Sua fu l’idea di sviluppare un’apparecchiatura che potesse preparare fisicamente i piloti a terra, simulando le condizioni estreme del volo. Nel 1917 il governo lo incarica di fondare il Centro Psicofisiologico per la selezione attitudinale dei piloti con sede nella città sabauda. Qui nascerà il primo simulatore di volo della storia, successivamente sviluppato in una versione più avanzata. Oltre al simulatore, il fisiologo triestino ideò la campana pneumatica, un apparecchio dotato di una pompa a depressione in grado di riprodurre le condizioni atmosferiche di un volo fino a 6.000 metri di quota.

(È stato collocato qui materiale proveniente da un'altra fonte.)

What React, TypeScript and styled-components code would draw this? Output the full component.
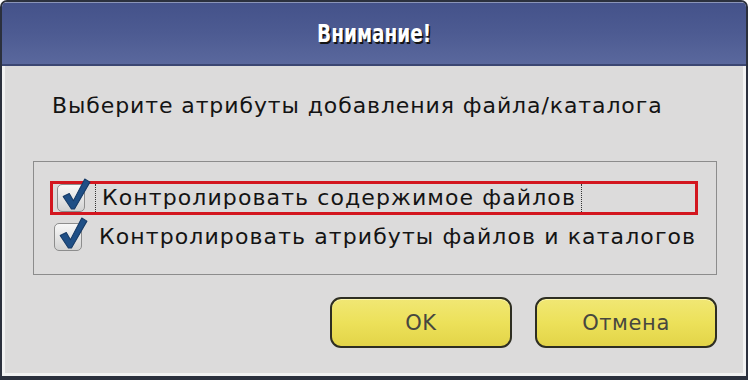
import React from 'react';
import styled, { createGlobalStyle } from 'styled-components';

const GlobalStyle = createGlobalStyle`
  html, body {
    margin: 0;
    padding: 0;
    background: #ffffff;
  }
  * {
    box-sizing: border-box;
  }
`;

const Dialog = styled.div`
  width: 748px;
  height: 380px;
  display: flex;
  flex-direction: column;
  border: 2px solid #2b303d;
  border-bottom-width: 4px;
  border-radius: 7px 7px 0 0;
  overflow: hidden;
  background: #dcdbdb;
  font-family: 'DejaVu Sans', 'Liberation Sans', sans-serif;
`;

const TitleBar = styled.div`
  height: 64px;
  flex: none;
  display: flex;
  align-items: center;
  justify-content: center;
  background: linear-gradient(to bottom, #44528a 0%, #4d5b92 50%, #5a689d 100%);
  border-top: 1px solid #8a94b8;
  border-bottom: 2px solid #3b4672;
`;

const Title = styled.span`
  display: inline-block;
  font-family: 'DejaVu Sans', sans-serif;
  font-weight: bold;
  font-size: 25px;
  color: #ffffff;
  text-shadow: 2px 2px 0 #141414;
  transform: scaleX(0.74);
`;

const Body = styled.div`
  flex: 1;
  display: flex;
  flex-direction: column;
  padding: 28px 26px 20px 28px;
  border-left: 3px solid #f1f1f1;
  border-right: 3px solid #f1f1f1;
  border-bottom: 3px solid #f1f1f1;
`;

const Prompt = styled.div`
  font-size: 22px;
  line-height: 24px;
  letter-spacing: 0.9px;
  color: #141414;
  padding-left: 19px;
`;

const GroupBox = styled.div`
  margin-top: 43px;
  height: 114px;
  border: 1px solid #8c8c8c;
  display: flex;
  flex-direction: column;
  padding-top: 19px;
  gap: 6px;
`;

const Row = styled.div<{ $marked?: boolean }>`
  display: flex;
  align-items: center;
  height: ${(p) => (p.$marked ? '34px' : '31px')};
  width: ${(p) => (p.$marked ? '648px' : 'auto')};
  margin-left: ${(p) => (p.$marked ? '16px' : '20px')};
  padding-left: ${(p) => (p.$marked ? '4px' : '0')};
  border: ${(p) => (p.$marked ? '3px solid #d3161f' : 'none')};
`;

const Box = styled.span`
  position: relative;
  width: 28px;
  height: 28px;
  flex: none;
  border: 1px solid #8d8d8d;
  border-radius: 5px;
  background: linear-gradient(to bottom, #f7f7f7 0%, #e2e2e2 60%, #d2d2d2 100%);
  svg {
    position: absolute;
    left: 2px;
    top: -7px;
  }
`;

const Label = styled.span<{ $focused?: boolean }>`
  margin-left: 10px;
  padding-left: 6px;
  padding-right: 5px;
  font-size: 22px;
  letter-spacing: 1.1px;
  line-height: 28px;
  height: 100%;
  display: flex;
  align-items: center;
  color: #141414;
  border-left: ${(p) => (p.$focused ? '1px dotted #333' : '1px solid transparent')};
  border-right: ${(p) => (p.$focused ? '1px dotted #333' : '1px solid transparent')};
`;

const ButtonRow = styled.div`
  margin-top: 22px;
  display: flex;
  justify-content: flex-end;
  gap: 23px;
`;

const Button = styled.button`
  width: 182px;
  height: 51px;
  border: 2px solid #2e2e22;
  border-radius: 11px;
  background: linear-gradient(to bottom, #f1e774 0%, #ece15a 50%, #e3d448 100%);
  box-shadow: inset 0 1px 0 #fbf5b0;
  font-family: 'DejaVu Sans', 'Liberation Sans', sans-serif;
  font-size: 21px;
  letter-spacing: 0.6px;
  color: #47473f;
  cursor: pointer;
`;

const Check = () => (
  <svg width="31" height="33" viewBox="0 0 30 32">
    <path
      d="M3 18 L9 15 L13 22 L24 1 L29 4 L14 30 L11 30 Z"
      fill="#1f4f86"
      stroke="#163a66"
      strokeWidth="1"
      strokeLinejoin="round"
    />
  </svg>
);

const CheckItem: React.FC<{ label: string; marked?: boolean }> = ({ label, marked }) => (
  <Row $marked={marked}>
    <Box>
      <Check />
    </Box>
    <Label $focused={marked}>{label}</Label>
  </Row>
);

export default function App() {
  return (
    <>
      <GlobalStyle />
      <Dialog>
        <TitleBar>
          <Title>Внимание!</Title>
        </TitleBar>
        <Body>
          <Prompt>Выберите атрибуты добавления файла/каталога</Prompt>
          <GroupBox>
            <CheckItem label="Контролировать содержимое файлов" marked />
            <CheckItem label="Контролировать атрибуты файлов и каталогов" />
          </GroupBox>
          <ButtonRow>
            <Button>OK</Button>
            <Button>Отмена</Button>
          </ButtonRow>
        </Body>
      </Dialog>
    </>
  );
}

Per quanto riguardava le capacità di reazione e orientamento del pilota in condizioni estreme, Herlitzka realizzò il simulatore Blériot (dal nome della marca di apparecchi costruita a Torino su licenza francese). L’apparecchio riproduceva la carlinga del monoplano Blériot XI, dove il candidato seduto ai comandi veniva stimolato soprattutto nel centro dell’equilibrio localizzato nell’orecchio interno. Per simulare le condizioni di volo a visibilità zero l’aspirante pilota veniva bendato e sottoposto a beccheggi e imbardate come nel volo reale. All’apparecchio poteva essere applicato un pannello luminoso dove un operatore accendeva lampadine che il candidato doveva indicare nel minor tempo possibile. Il secondo simulatore, detto a telaio basculante, era ancora più realistico in quanto poteva simulare movimenti di rotazione, i più difficili da controllare, ruotando attorno al proprio asse grazie ad uno speciale binario. In seguito alla stimolazione, il pilota doveva colpire un bersaglio puntando una matita su un foglio sottostante, prova che accertava la capacità di resistenza e controllo del futuro aviatore.
I simulatori di Amedeo Herlitzka sono oggi conservati presso il Museo delle Forze Armate 1914-45 di Montecchio Maggiore (Vicenza).